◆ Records
══════════════════════════════

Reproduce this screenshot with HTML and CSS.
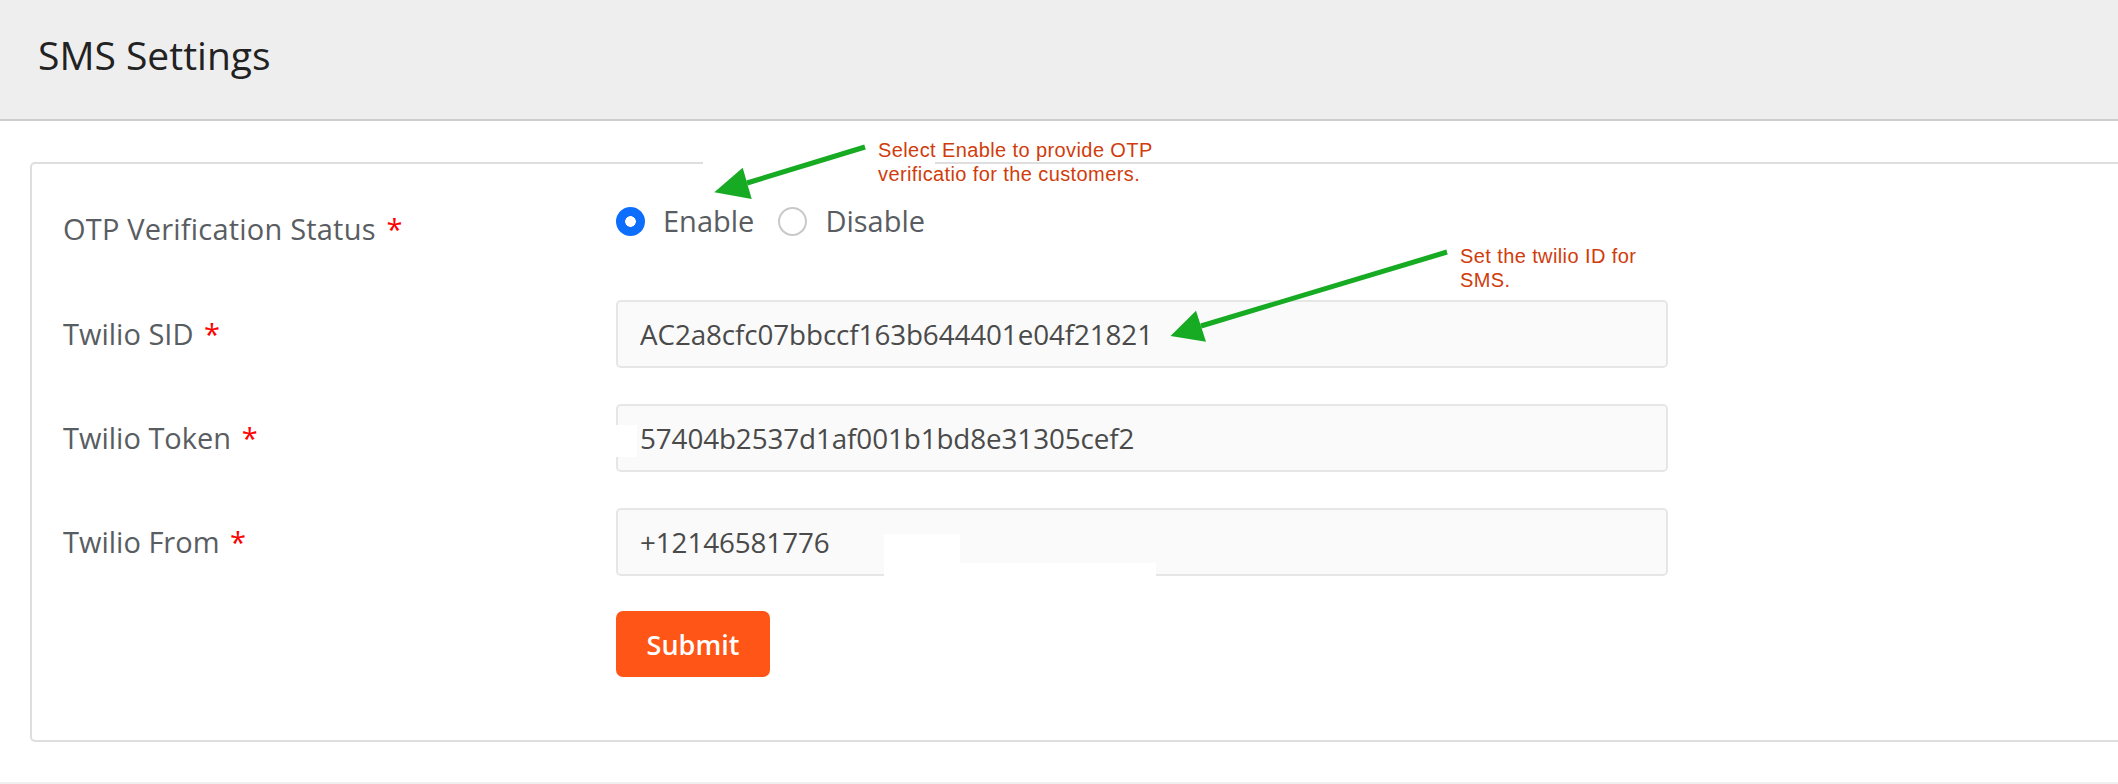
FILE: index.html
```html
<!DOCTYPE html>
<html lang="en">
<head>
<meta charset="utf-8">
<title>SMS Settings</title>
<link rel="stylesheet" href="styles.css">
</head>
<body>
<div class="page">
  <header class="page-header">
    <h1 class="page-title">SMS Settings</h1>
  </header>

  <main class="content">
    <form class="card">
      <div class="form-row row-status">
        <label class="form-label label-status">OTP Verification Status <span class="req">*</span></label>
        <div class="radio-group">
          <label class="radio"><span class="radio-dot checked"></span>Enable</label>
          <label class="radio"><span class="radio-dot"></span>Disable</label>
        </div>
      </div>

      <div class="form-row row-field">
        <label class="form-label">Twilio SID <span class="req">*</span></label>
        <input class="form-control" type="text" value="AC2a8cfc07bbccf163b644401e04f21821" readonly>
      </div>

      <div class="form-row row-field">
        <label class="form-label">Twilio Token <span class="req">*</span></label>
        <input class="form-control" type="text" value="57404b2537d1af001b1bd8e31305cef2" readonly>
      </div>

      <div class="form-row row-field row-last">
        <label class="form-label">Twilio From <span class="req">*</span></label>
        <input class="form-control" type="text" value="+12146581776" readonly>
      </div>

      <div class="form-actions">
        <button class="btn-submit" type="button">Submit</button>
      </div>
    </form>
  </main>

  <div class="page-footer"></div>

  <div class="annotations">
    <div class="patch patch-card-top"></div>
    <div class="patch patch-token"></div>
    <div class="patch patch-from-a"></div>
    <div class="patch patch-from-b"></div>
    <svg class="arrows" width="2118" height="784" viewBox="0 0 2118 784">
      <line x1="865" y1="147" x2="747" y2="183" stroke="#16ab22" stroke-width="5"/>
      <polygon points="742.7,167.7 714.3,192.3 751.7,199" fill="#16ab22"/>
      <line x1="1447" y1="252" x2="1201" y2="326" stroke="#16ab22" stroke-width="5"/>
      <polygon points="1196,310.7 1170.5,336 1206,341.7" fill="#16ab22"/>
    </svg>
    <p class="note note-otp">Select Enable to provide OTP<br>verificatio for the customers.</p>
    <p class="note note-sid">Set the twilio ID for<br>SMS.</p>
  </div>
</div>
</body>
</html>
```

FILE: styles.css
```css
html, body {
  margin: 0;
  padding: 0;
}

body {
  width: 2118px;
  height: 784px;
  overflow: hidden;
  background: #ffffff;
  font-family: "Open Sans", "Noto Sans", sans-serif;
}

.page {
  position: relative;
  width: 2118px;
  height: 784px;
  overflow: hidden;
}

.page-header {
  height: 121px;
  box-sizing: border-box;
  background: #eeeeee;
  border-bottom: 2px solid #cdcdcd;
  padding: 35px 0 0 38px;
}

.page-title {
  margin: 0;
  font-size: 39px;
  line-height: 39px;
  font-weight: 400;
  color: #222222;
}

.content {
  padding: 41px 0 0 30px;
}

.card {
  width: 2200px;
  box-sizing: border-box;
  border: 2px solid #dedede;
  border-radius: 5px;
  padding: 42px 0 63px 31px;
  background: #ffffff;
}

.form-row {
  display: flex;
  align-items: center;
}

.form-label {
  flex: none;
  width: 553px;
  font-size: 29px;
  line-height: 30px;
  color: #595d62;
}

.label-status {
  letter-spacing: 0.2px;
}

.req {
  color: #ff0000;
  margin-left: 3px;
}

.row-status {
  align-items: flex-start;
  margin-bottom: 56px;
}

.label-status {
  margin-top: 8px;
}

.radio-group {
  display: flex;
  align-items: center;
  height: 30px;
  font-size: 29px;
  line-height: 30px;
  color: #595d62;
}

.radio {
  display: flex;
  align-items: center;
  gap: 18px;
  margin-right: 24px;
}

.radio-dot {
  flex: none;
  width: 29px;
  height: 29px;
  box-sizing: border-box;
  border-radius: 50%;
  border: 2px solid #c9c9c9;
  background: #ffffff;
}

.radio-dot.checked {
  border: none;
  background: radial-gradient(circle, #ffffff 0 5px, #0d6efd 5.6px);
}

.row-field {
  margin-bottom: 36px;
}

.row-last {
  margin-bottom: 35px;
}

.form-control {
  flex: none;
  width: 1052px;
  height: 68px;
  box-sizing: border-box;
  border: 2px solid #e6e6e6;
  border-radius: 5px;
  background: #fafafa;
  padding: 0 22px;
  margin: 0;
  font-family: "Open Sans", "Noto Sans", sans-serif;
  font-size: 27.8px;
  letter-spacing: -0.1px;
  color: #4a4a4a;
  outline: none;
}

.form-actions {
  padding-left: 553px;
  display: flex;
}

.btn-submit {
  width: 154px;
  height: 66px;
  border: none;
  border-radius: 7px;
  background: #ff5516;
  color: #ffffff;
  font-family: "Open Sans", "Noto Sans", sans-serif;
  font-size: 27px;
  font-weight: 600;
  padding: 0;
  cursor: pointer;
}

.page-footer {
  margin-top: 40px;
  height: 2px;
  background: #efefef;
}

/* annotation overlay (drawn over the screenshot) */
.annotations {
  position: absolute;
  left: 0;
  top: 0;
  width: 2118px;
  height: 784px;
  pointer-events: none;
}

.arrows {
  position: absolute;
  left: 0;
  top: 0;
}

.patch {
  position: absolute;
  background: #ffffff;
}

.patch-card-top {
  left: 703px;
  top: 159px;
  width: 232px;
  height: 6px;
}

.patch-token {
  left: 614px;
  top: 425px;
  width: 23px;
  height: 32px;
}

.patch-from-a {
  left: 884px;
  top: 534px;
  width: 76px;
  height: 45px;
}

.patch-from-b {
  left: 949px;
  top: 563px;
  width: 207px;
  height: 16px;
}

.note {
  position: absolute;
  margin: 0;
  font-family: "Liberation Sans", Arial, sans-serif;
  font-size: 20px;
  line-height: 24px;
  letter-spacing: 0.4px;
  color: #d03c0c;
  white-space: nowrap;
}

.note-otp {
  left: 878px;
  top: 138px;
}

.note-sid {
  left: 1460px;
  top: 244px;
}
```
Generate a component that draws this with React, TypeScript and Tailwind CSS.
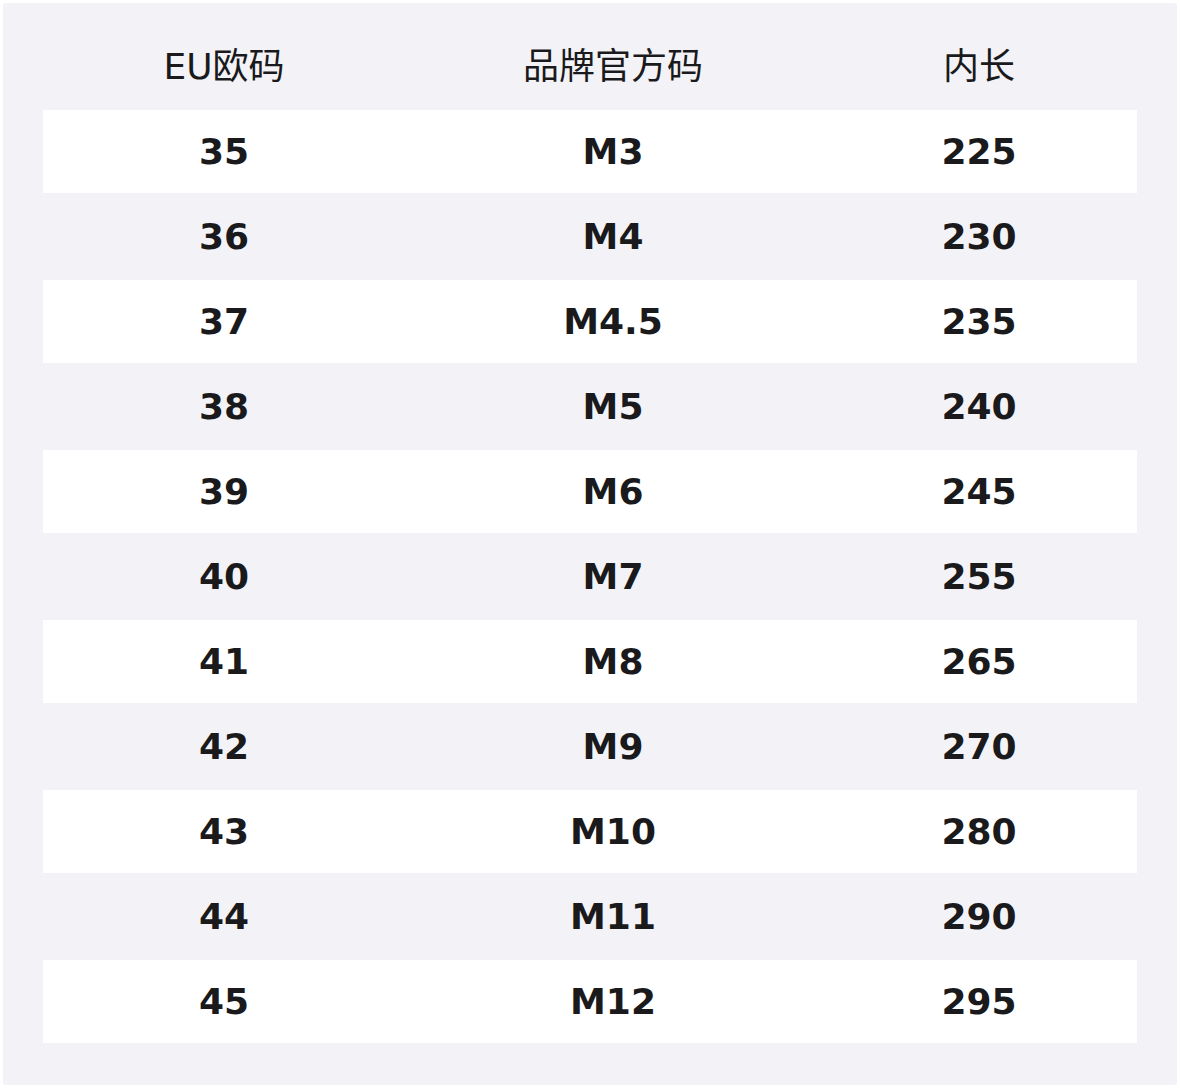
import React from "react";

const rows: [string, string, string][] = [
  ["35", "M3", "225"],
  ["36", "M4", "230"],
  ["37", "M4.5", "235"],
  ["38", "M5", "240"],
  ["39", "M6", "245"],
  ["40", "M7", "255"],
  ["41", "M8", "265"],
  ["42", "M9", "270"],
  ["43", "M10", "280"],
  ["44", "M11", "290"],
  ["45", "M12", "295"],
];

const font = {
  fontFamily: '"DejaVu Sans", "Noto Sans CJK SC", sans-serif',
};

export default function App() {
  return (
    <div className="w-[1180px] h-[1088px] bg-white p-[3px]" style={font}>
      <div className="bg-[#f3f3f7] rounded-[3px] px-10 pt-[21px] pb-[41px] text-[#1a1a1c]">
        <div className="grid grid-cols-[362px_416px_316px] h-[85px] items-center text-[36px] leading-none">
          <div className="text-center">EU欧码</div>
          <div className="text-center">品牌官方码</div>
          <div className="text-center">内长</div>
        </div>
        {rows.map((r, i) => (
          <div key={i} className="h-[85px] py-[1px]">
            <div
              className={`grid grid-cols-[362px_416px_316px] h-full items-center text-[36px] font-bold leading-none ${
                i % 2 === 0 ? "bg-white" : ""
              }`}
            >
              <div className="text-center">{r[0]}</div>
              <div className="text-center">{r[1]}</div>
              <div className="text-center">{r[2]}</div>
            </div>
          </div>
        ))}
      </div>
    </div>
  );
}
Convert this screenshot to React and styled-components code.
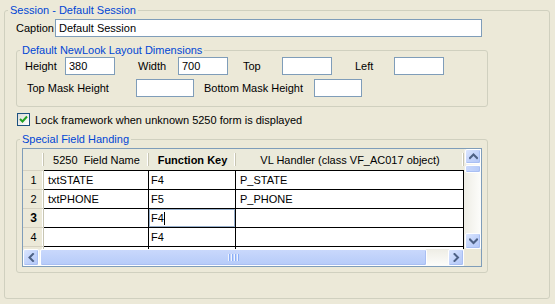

══════════════════════════════

Write out the listing word for word, omitting the pictures it holds.

◆ Expected answer
Reproduce this screenshot with HTML and CSS.
FILE: index.html
```html
<!DOCTYPE html>
<html lang="en">
<head>
<meta charset="utf-8">
<title>SMS Settings</title>
<link rel="stylesheet" href="styles.css">
</head>
<body>
<div class="page">
  <header class="page-header">
    <h1 class="page-title">SMS Settings</h1>
  </header>

  <main class="content">
    <form class="card">
      <div class="form-row row-status">
        <label class="form-label label-status">OTP Verification Status <span class="req">*</span></label>
        <div class="radio-group">
          <label class="radio"><span class="radio-dot checked"></span>Enable</label>
          <label class="radio"><span class="radio-dot"></span>Disable</label>
        </div>
      </div>

      <div class="form-row row-field">
        <label class="form-label">Twilio SID <span class="req">*</span></label>
        <input class="form-control" type="text" value="AC2a8cfc07bbccf163b644401e04f21821" readonly>
      </div>

      <div class="form-row row-field">
        <label class="form-label">Twilio Token <span class="req">*</span></label>
        <input class="form-control" type="text" value="57404b2537d1af001b1bd8e31305cef2" readonly>
      </div>

      <div class="form-row row-field row-last">
        <label class="form-label">Twilio From <span class="req">*</span></label>
        <input class="form-control" type="text" value="+12146581776" readonly>
      </div>

      <div class="form-actions">
        <button class="btn-submit" type="button">Submit</button>
      </div>
    </form>
  </main>

  <div class="page-footer"></div>

  <div class="annotations">
    <div class="patch patch-card-top"></div>
    <div class="patch patch-token"></div>
    <div class="patch patch-from-a"></div>
    <div class="patch patch-from-b"></div>
    <svg class="arrows" width="2118" height="784" viewBox="0 0 2118 784">
      <line x1="865" y1="147" x2="747" y2="183" stroke="#16ab22" stroke-width="5"/>
      <polygon points="742.7,167.7 714.3,192.3 751.7,199" fill="#16ab22"/>
      <line x1="1447" y1="252" x2="1201" y2="326" stroke="#16ab22" stroke-width="5"/>
      <polygon points="1196,310.7 1170.5,336 1206,341.7" fill="#16ab22"/>
    </svg>
    <p class="note note-otp">Select Enable to provide OTP<br>verificatio for the customers.</p>
    <p class="note note-sid">Set the twilio ID for<br>SMS.</p>
  </div>
</div>
</body>
</html>
```

FILE: styles.css
```css
html, body {
  margin: 0;
  padding: 0;
}

body {
  width: 2118px;
  height: 784px;
  overflow: hidden;
  background: #ffffff;
  font-family: "Open Sans", "Noto Sans", sans-serif;
}

.page {
  position: relative;
  width: 2118px;
  height: 784px;
  overflow: hidden;
}

.page-header {
  height: 121px;
  box-sizing: border-box;
  background: #eeeeee;
  border-bottom: 2px solid #cdcdcd;
  padding: 35px 0 0 38px;
}

.page-title {
  margin: 0;
  font-size: 39px;
  line-height: 39px;
  font-weight: 400;
  color: #222222;
}

.content {
  padding: 41px 0 0 30px;
}

.card {
  width: 2200px;
  box-sizing: border-box;
  border: 2px solid #dedede;
  border-radius: 5px;
  padding: 42px 0 63px 31px;
  background: #ffffff;
}

.form-row {
  display: flex;
  align-items: center;
}

.form-label {
  flex: none;
  width: 553px;
  font-size: 29px;
  line-height: 30px;
  color: #595d62;
}

.label-status {
  letter-spacing: 0.2px;
}

.req {
  color: #ff0000;
  margin-left: 3px;
}

.row-status {
  align-items: flex-start;
  margin-bottom: 56px;
}

.label-status {
  margin-top: 8px;
}

.radio-group {
  display: flex;
  align-items: center;
  height: 30px;
  font-size: 29px;
  line-height: 30px;
  color: #595d62;
}

.radio {
  display: flex;
  align-items: center;
  gap: 18px;
  margin-right: 24px;
}

.radio-dot {
  flex: none;
  width: 29px;
  height: 29px;
  box-sizing: border-box;
  border-radius: 50%;
  border: 2px solid #c9c9c9;
  background: #ffffff;
}

.radio-dot.checked {
  border: none;
  background: radial-gradient(circle, #ffffff 0 5px, #0d6efd 5.6px);
}

.row-field {
  margin-bottom: 36px;
}

.row-last {
  margin-bottom: 35px;
}

.form-control {
  flex: none;
  width: 1052px;
  height: 68px;
  box-sizing: border-box;
  border: 2px solid #e6e6e6;
  border-radius: 5px;
  background: #fafafa;
  padding: 0 22px;
  margin: 0;
  font-family: "Open Sans", "Noto Sans", sans-serif;
  font-size: 27.8px;
  letter-spacing: -0.1px;
  color: #4a4a4a;
  outline: none;
}

.form-actions {
  padding-left: 553px;
  display: flex;
}

.btn-submit {
  width: 154px;
  height: 66px;
  border: none;
  border-radius: 7px;
  background: #ff5516;
  color: #ffffff;
  font-family: "Open Sans", "Noto Sans", sans-serif;
  font-size: 27px;
  font-weight: 600;
  padding: 0;
  cursor: pointer;
}

.page-footer {
  margin-top: 40px;
  height: 2px;
  background: #efefef;
}

/* annotation overlay (drawn over the screenshot) */
.annotations {
  position: absolute;
  left: 0;
  top: 0;
  width: 2118px;
  height: 784px;
  pointer-events: none;
}

.arrows {
  position: absolute;
  left: 0;
  top: 0;
}

.patch {
  position: absolute;
  background: #ffffff;
}

.patch-card-top {
  left: 703px;
  top: 159px;
  width: 232px;
  height: 6px;
}

.patch-token {
  left: 614px;
  top: 425px;
  width: 23px;
  height: 32px;
}

.patch-from-a {
  left: 884px;
  top: 534px;
  width: 76px;
  height: 45px;
}

.patch-from-b {
  left: 949px;
  top: 563px;
  width: 207px;
  height: 16px;
}

.note {
  position: absolute;
  margin: 0;
  font-family: "Liberation Sans", Arial, sans-serif;
  font-size: 20px;
  line-height: 24px;
  letter-spacing: 0.4px;
  color: #d03c0c;
  white-space: nowrap;
}

.note-otp {
  left: 878px;
  top: 138px;
}

.note-sid {
  left: 1460px;
  top: 244px;
}
```
Generate a component that draws this with React, TypeScript and Tailwind CSS.
import React from "react";

const rows: [string, string, string][] = [
  ["35", "M3", "225"],
  ["36", "M4", "230"],
  ["37", "M4.5", "235"],
  ["38", "M5", "240"],
  ["39", "M6", "245"],
  ["40", "M7", "255"],
  ["41", "M8", "265"],
  ["42", "M9", "270"],
  ["43", "M10", "280"],
  ["44", "M11", "290"],
  ["45", "M12", "295"],
];

const font = {
  fontFamily: '"DejaVu Sans", "Noto Sans CJK SC", sans-serif',
};

export default function App() {
  return (
    <div className="w-[1180px] h-[1088px] bg-white p-[3px]" style={font}>
      <div className="bg-[#f3f3f7] rounded-[3px] px-10 pt-[21px] pb-[41px] text-[#1a1a1c]">
        <div className="grid grid-cols-[362px_416px_316px] h-[85px] items-center text-[36px] leading-none">
          <div className="text-center">EU欧码</div>
          <div className="text-center">品牌官方码</div>
          <div className="text-center">内长</div>
        </div>
        {rows.map((r, i) => (
          <div key={i} className="h-[85px] py-[1px]">
            <div
              className={`grid grid-cols-[362px_416px_316px] h-full items-center text-[36px] font-bold leading-none ${
                i % 2 === 0 ? "bg-white" : ""
              }`}
            >
              <div className="text-center">{r[0]}</div>
              <div className="text-center">{r[1]}</div>
              <div className="text-center">{r[2]}</div>
            </div>
          </div>
        ))}
      </div>
    </div>
  );
}
Convert this screenshot to React and styled-components code.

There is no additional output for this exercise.